Notre Commission intergouvernementale se situe donc à un moment particulièrement important : ce doublement de notre effort ne doit pas se traduire par un émiettement ou un double-emploi de nos actions décidées sur un plan multilatéral ou bilatéral.
Nous allons nous attacher, au cours de nos séances de travail de l'après-midi et de demain, à orienter notre action dans le sens de la cohérence et de la complémentarité entre ce qui sera décidé sur le plan européen, et ce que nous déciderons de faire ensemble sur le plan bilatéral. La France, pays de la Méditerranée, est toute prête à veiller à la défense de vos intérêts dans l'Union, à la présentation des projets qui vous tiendront à cœur. Il faut pour cela que nous mettions en place les procédures de concertation nécessaires. Pour aborder ce monde complexe, un peu particulier, qu'est l'Union européenne, nous sommes également prêts, si vous le désirez, à prévoir, pour l'année qui vient, une coopération spécifique pour la formation de hauts fonctionnaires tunisiens aux procédures, au lobbying communautaire pour employer un mot en vogue dans les couloirs de Bruxelles.
Cette Commission intergouvernementale se situe également dans la perspective d'une visite d'État du président Ben Ali en France. Il y sera accueilli avec joie et amitié par le président Chirac.
Nous devons préparer cette visite, sur le plan bilatéral en particulier. Nos deux chefs d'État souhaiteront marquer cet événement par des initiatives que nous pouvons commencer à examiner ensemble. Nous l'avons d‘ailleurs fait au cours de ce déjeuner qui s'est transformé en déjeuner de travail.
Comme le président de la République l'a souligné à Tunis, nous admirons votre courage, votre clairvoyance, votre esprit d'entreprise et voulons réaffirmer que nous soutiendrons fermement vos efforts. Les travaux de notre Commission, la réflexion que nous allons engager en cohérence avec l'action communautaire, doivent nous permettre de définir les moyens concrets d'un tel soutien.
Nos deux chefs d'État examineront également les propositions que les deux experts qu'ils ont désignés, MM. Gavois et Belkahia, feront pour la mise en place d'un nouveau partenariat. Attendons leurs conclusions mais affirmons d'ores et déjà notre ferme engagement, celui des autorités françaises, des acteurs de la vie économique, à participer pleinement à la réalisation de l'objectif ambitieux que la Tunisie s'est fixé, sur le plan économique pour les premières années du prochain millénaire.

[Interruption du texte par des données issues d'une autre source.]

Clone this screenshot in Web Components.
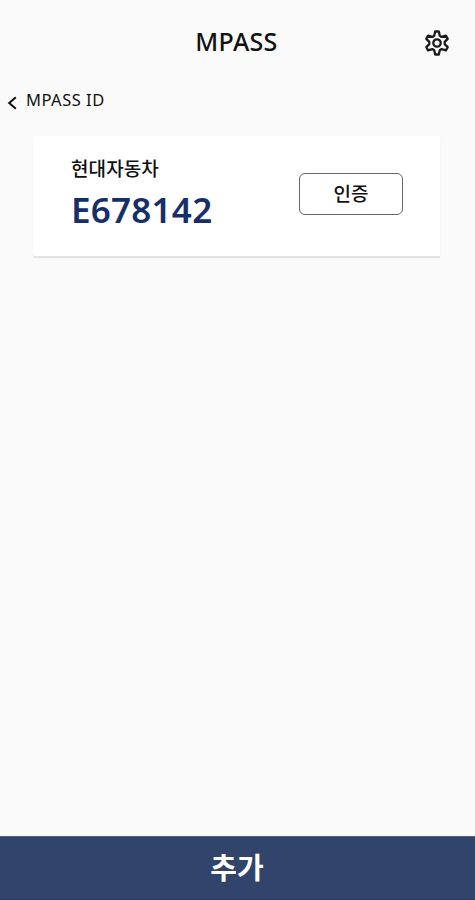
<!DOCTYPE html>
<html lang="ko">
<head>
<meta charset="utf-8">
<title>MPASS</title>
<style>
html,body{margin:0;height:100%}
body{background:#fafafa;color:#111;font-family:"Noto Sans","Noto Sans CJK KR",sans-serif}
</style>
</head>
<body>
<mpass-app></mpass-app>
<script>
function define(name, html){
  customElements.define(name, class extends HTMLElement{
    constructor(){
      super();
      this.attachShadow({mode:'open'}).innerHTML = html;
    }
  });
}
define('app-header', `<style>
:host{display:grid;grid-template-columns:76px 1fr 76px;align-items:center;height:84px}
h1{grid-column:2;margin:0;text-align:center;font-size:25px;line-height:32px;font-weight:500;letter-spacing:.3px;padding-right:2px;padding-bottom:3px}
svg{display:block;justify-self:center;width:26px;height:28px;margin-top:2px}
</style><h1><slot></slot></h1>
<svg viewBox="0 0 26 28" fill="none" stroke="#1b1b1b" stroke-width="2.3" stroke-linejoin="round"><path d="M11.2 2.5h3.6l1 4.3 1.8 1.1 4.3-1.3 1.8 3.3-3 3v2.2l3 3-1.8 3.3-4.3-1.3-1.8 1.1-1 4.3h-3.6l-1-4.3-1.8-1.1-4.3 1.3-1.8-3.3 3-3v-2.2l-3-3 1.8-3.3 4.3 1.3 1.8-1.1z"/><circle cx="13" cy="14" r="3.7"/></svg>`);
define('back-link', `<style>
:host{display:flex;align-items:center;height:32px;padding-left:7px;gap:8px}
svg{width:11px;height:14px;margin-top:6px}
span{font-size:16.5px;line-height:22px;letter-spacing:.5px;padding-bottom:1px}
</style><svg viewBox="0 0 11 14" fill="none" stroke="#111" stroke-width="2"><path d="M8.8 1.2 2.2 7l6.6 5.8"/></svg><span><slot></slot></span>`);
define('outline-button', `<style>
:host{display:block}
button{display:block;box-sizing:border-box;width:104px;height:42px;margin:0;padding:0 0 2px;border:1px solid #666;border-radius:6px;background:#fff;color:#111;font:500 19px/26px "Noto Sans CJK KR",sans-serif}
</style><button><slot></slot></button>`);
define('id-card', `<style>
:host{display:flex;justify-content:space-between;align-items:flex-start;box-sizing:border-box;height:120px;margin:20px 35px 0 33px;padding:18px 37px 0 38px;background:#fff;border-radius:4px 0 0 2px;box-shadow:0 2px 1px -0.5px #e2e2e2}
.name{font:500 19px/28px "Noto Sans CJK KR",sans-serif;letter-spacing:.1px}
.num{font-size:35px;line-height:46px;font-weight:600;color:#162f6b;margin-top:5px;letter-spacing:.25px}
slot[name=action]{display:block;margin-top:19px}
</style><div><div class="name"><slot name="company"></slot></div><div class="num"><slot name="number"></slot></div></div><slot name="action"></slot>`);
define('bottom-button', `<style>
:host{display:block;margin-top:auto}
button{display:block;box-sizing:border-box;width:100%;height:64px;border:0;border-top:1px solid #53617f;border-bottom:1px solid #293b61;margin:0;padding:0 1px 4px 0;background:#30446c;color:#fff;font:700 29px/40px "Noto Sans CJK KR",sans-serif}
</style><button><slot></slot></button>`);
define('mpass-app', `<style>
:host{display:flex;flex-direction:column;height:100vh;overflow:hidden}
</style>
<app-header>MPASS</app-header>
<back-link>MPASS ID</back-link>
<id-card><span slot="company">현대자동차</span><span slot="number">E678142</span><outline-button slot="action">인증</outline-button></id-card>
<bottom-button>추가</bottom-button>`);
</script>
</body>
</html>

Les deux communautés que nous partageons, tunisienne en France, et française en Tunisie, font de nos relations un corps vivant. Ces deux communautés attendent de nous une aide à leur intégration dans le pays où elles ont choisi de vivre, et nous allons examiner aujourd'hui leurs difficultés et leurs espoirs.

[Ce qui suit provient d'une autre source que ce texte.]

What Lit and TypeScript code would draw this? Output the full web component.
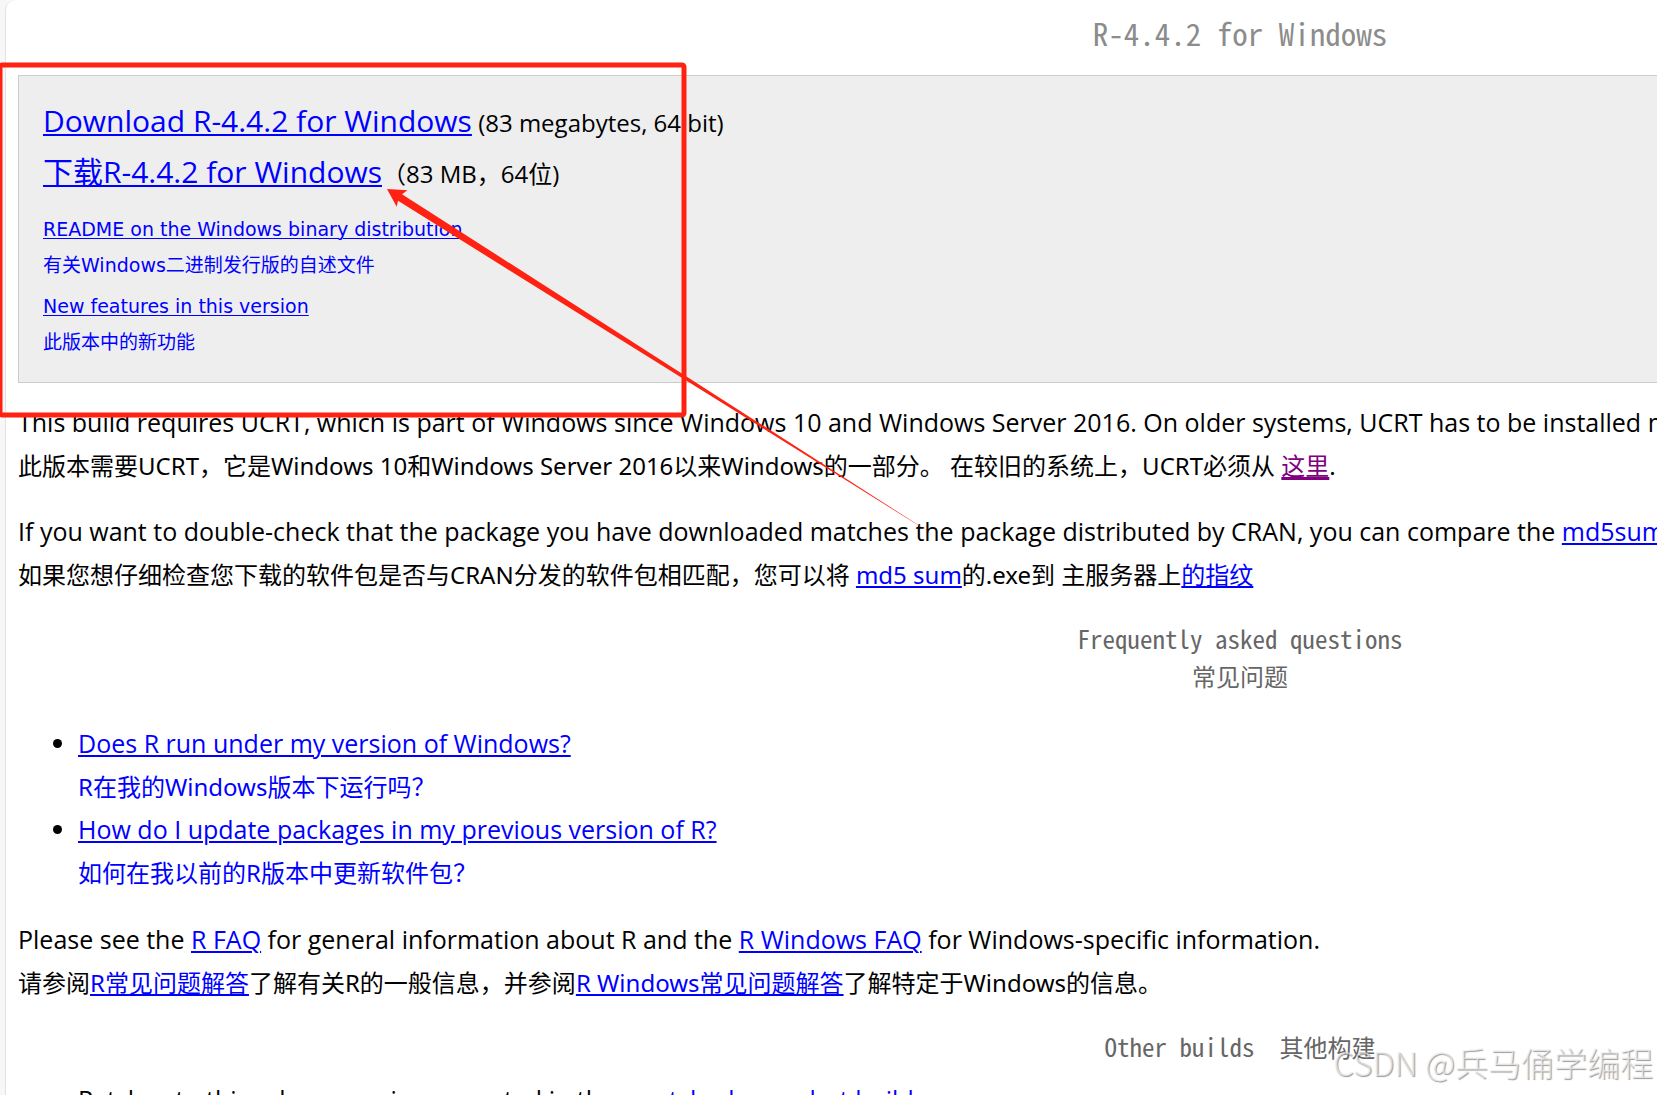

Ils souhaiteront certainement mettre fin également à ce contentieux immobilier que nous traînons, le mot n'est pas trop fort, depuis trop d'années. La visite du président Chirac en Tunisie a été l'occasion pour les deux chefs d'État d'exprimer la ferme volonté de clore ces contentieux. Depuis cette date, de nombreuses réunions d'experts ont eu lieu à Tunis et ont permis d'explorer tous les aspects techniques des dossiers et leurs points de blocage. Le moment est venu certainement de renoncer à la lourde procédure des autorisations de vente. La loi de nationalisation agricole de 1964, devrait maintenant aussi, 32 ans après son adoption, voir ses effets toucher à leurs termes. Nous devons, alors que la Tunisie prépare activement son entrée dans le millénaire prochain, pouvoir annoncer aux entreprises prêtes à investir en Tunisie que nous nous tournons résolument, Français et Tunisiens, vers un avenir préparé en commun, et que du même coup les difficultés du passé auront été définitivement surmontées.
Monsieur le Ministre, lorsque Tunisiens et Français se rencontrent comme aujourd'hui, c'est entre amis, presque en famille.
Notre conversation tout à l'heure l'a montré : notre vision du monde est bien souvent la même. Nos attentes et nos espoirs sont semblables s'agissant du processus de paix. La priorité que vous donnez à la coopération régionale, au sein de l'UMA, nous l'approuvons pleinement, et nous partageons totalement le souhait du président Ben Ali d'œuvrer à la mise en place d'une coopération et d'un dialogue forts entre les deux rives de la Méditerranée. Cette ambition qui est la vôtre est aussi la nôtre.
À cette heure où l'assemblée générale des Nations unies est sur le point de s'ouvrir, la concertation franco-tunisienne, comme à l'accoutumée, est exemplaire, comme a été exemplaire notre coopération lors de chacune des crises où, bien souvent, soldats tunisiens et français se sont trouvés côte à côte, sous le casque bleu de l'ONU, pour tenter de rétablir la paix.
Monsieur le Ministre, nous voici réunis pour une longue session de travail, mais aussi pour retrouver, durant ces deux jours, le plaisir de ce lien amical et historique qui unit Français et Tunisiens.
Permettez-moi donc de lever mon verre à cette amitié.